400,000 migrant workers in Thailand at risk of deportationSubmitted by editor2 on Fri, 18/12/2015 - 12:20
A civil society group providing assistance to migrants in Thailand has stated that nearly 400,000 migrants are currently at risk of deportation while human trafficking problems are still endemic.
On Thursday, 18 December 2015, International Migrants Day, the Migrant Working Group (MWG), a civil society organisation based in Thailand, held a press conference to launch its 2015 report ‘Migrant Crisis Protection’ at Xavier Hall in central Bangkok.
The MWG stated that the Thai government has failed to process, provide with basic services, and guarantee basic rights to migrants and refugees in the country.
Adisorn Kerdmonkol, the representative of MWG, told the press at the conference that according to data from the Ministry of Labour, between 1 April and 30 June 2015, the Office of Foreign Workers Administration registered 1,049,326 migrant workers at the Office’s One Stop Service Centre (OSS).
Currently, only 133,917 migrants have completed the process to determine their nationalities to have their work permits renewed. However, there are as many as 400,000 migrants who have been left out of the process.
These 400,000 migrant workers, most of whom are from Myanmar, Laos, and Cambodia, do not have access to basic state services and are at risk of being deported back to their countries of origin or falling prey to human traffickers, Adisorn said.
He pointed out that without official papers, illegal migrant workers are not protected and prone to abusive treatment from employers, adding that the process to register migrant workers in the country is extremely slow and plagued with corruption.

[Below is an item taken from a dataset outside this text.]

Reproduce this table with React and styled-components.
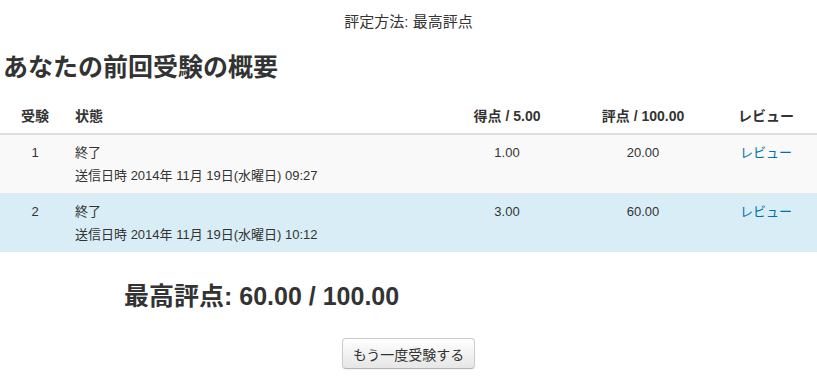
import styled, { createGlobalStyle } from "styled-components";

const GlobalStyle = createGlobalStyle`
    body {
        margin: 0;
        background: #fff;
        color: #333;
        font-family: "Liberation Sans", "Noto Sans CJK JP", sans-serif;
        font-size: 13px;
    }
`;

const Page = styled.div`
    width: 817px;
    height: 378px;
    overflow: hidden;
`;

const GradingMethod = styled.p`
    margin: 0;
    padding-top: 13px;
    text-align: center;
    font-size: 15px;
    line-height: 18px;
`;

const Heading = styled.h2`
    margin: 0;
    padding: 21px 0 0 3px;
    font-size: 25px;
    line-height: 30px;
    font-weight: bold;
`;

const Table = styled.table`
    width: 100%;
    margin-top: 17px;
    border-collapse: collapse;
    table-layout: fixed;
`;

const HeadCell = styled.th`
    box-sizing: border-box;
    width: ${(p) => p.$w}px;
    padding: 8px 5px;
    font-size: 14px;
    line-height: 18px;
    font-weight: bold;
    text-align: ${(p) => p.$align || "center"};
    border-bottom: 2px solid #ddd;
`;

const Row = styled.tr`
    background: ${(p) => (p.$highlight ? "#d9edf7" : "#f9f9f9")};
    border-top: 1px solid #e6e6e6;
`;

const Cell = styled.td`
    box-sizing: border-box;
    padding: 9px 5px 8px;
    line-height: 18px;
    vertical-align: top;
    text-align: ${(p) => p.$align || "center"};
`;

const SubmittedAt = styled.div`
    margin-top: 5px;
`;

const ReviewLink = styled.a`
    color: #0070a8;
    text-decoration: none;
`;

const Feedback = styled.h3`
    margin: 0;
    padding: 29px 0 0 124px;
    font-size: 25px;
    line-height: 30px;
    font-weight: bold;
`;

const Actions = styled.div`
    display: flex;
    justify-content: center;
    padding-top: 27px;
`;

const Button = styled.button`
    width: 133px;
    height: 31px;
    padding: 0;
    font-family: inherit;
    font-size: 14px;
    color: #333;
    background: linear-gradient(#ffffff, #e6e6e6);
    border: 1px solid #ccc;
    border-bottom-color: #b3b3b3;
    border-radius: 4px;
    box-shadow: inset 0 1px 0 rgba(255, 255, 255, 0.2),
        0 1px 2px rgba(0, 0, 0, 0.05);
`;

const attempts = [
    { no: 1, date: "2014年 11月 19日(水曜日) 09:27", grade: "1.00", score: "20.00" },
    { no: 2, date: "2014年 11月 19日(水曜日) 10:12", grade: "3.00", score: "60.00" },
];

export default function App() {
    return (
        <Page>
            <GlobalStyle />
            <GradingMethod>評定方法: 最高評点</GradingMethod>
            <Heading>あなたの前回受験の概要</Heading>
            <Table>
                <thead>
                    <tr>
                        <HeadCell $w={70}>受験</HeadCell>
                        <HeadCell $w={373} $align="left">状態</HeadCell>
                        <HeadCell $w={128}>得点 / 5.00</HeadCell>
                        <HeadCell $w={144}>評点 / 100.00</HeadCell>
                        <HeadCell $w={102}>レビュー</HeadCell>
                    </tr>
                </thead>
                <tbody>
                    {attempts.map((a) => (
                        <Row key={a.no} $highlight={a.no === 2}>
                            <Cell>{a.no}</Cell>
                            <Cell $align="left">
                                終了
                                <SubmittedAt>送信日時 {a.date}</SubmittedAt>
                            </Cell>
                            <Cell>{a.grade}</Cell>
                            <Cell>{a.score}</Cell>
                            <Cell>
                                <ReviewLink href="#">レビュー</ReviewLink>
                            </Cell>
                        </Row>
                    ))}
                </tbody>
            </Table>
            <Feedback>最高評点: 60.00 / 100.00</Feedback>
            <Actions>
                <Button>もう一度受験する</Button>
            </Actions>
        </Page>
    );
}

Siwawong Suktawee, another MWG representative, added that the Thai authorities under the military government have also repeatedly failed to comply with the international ‘non-refoulement’ principle of the UNHCR when it comes to dealing with refugees.
Last month, the Thai authorities deported back to China two Chinese activists in self-imposed exile who already received refugee status from the UNHCR and were awaiting resettlement in Canada. Earlier in July 2015, the Thai military government deported nearly 100 Uighurs from several detention centres in Bangkok back to China.
The deportation of the Uighurs sparked protests in Turkey in early July. The protesters attacked Thailand’s honorary consulate in Istanbul, smashing windows and destroying other property. About a month after the deportation, on 17 August 2015, Bangkok’s Ratchaprasong intersection, one of the busiest in central Bangkok, was rocked by a bomb attack which left 20 people dead and 135 injured.
Siwawong also said that the weak rule of law and corruption in human trafficking play a key role in creating an environment where human trafficking rings can operate.
He illustrated his statement with the case of Maj Gen Paween Pongsiri, the former head of the team investigating the human trafficking of Rohingya and Bangladeshi migrants who is now seeking asylum in Australia after his investigation led to 153 arrest warrants being issued against suspects in human trafficking rings, some of whom are high-ranking military officers.
Siwawong alleged that human trafficking activities along the western Andaman coast of southern Thailand have been allowed to persist because of the involvement of officials in the Internal Security Operations Command (ISOC) Region 4 under the military.
After the discovery of mass graves along the Thai-Malaysian border in May 2015, 91 people, including a high ranking Army officer, Maj Gen Manas Kongpan, four police officers, and the former head of the Satun Provincial Administration Organisation, Patchuban Angchotphan, were arrested. Another 62 suspects, however, are still at large.
The discovery of the mass graves, which made headlines worldwide, coupled with the US government’s decision to keep the country on Tier-3 in its Trafficking in Persons (TIP) Reports for two consecutive years and fear of trade sanctions from the EU, especially in the lucrative fishery industry, prompted the Thai authorities to clamp down on human trafficking networks, which had previously been ignored.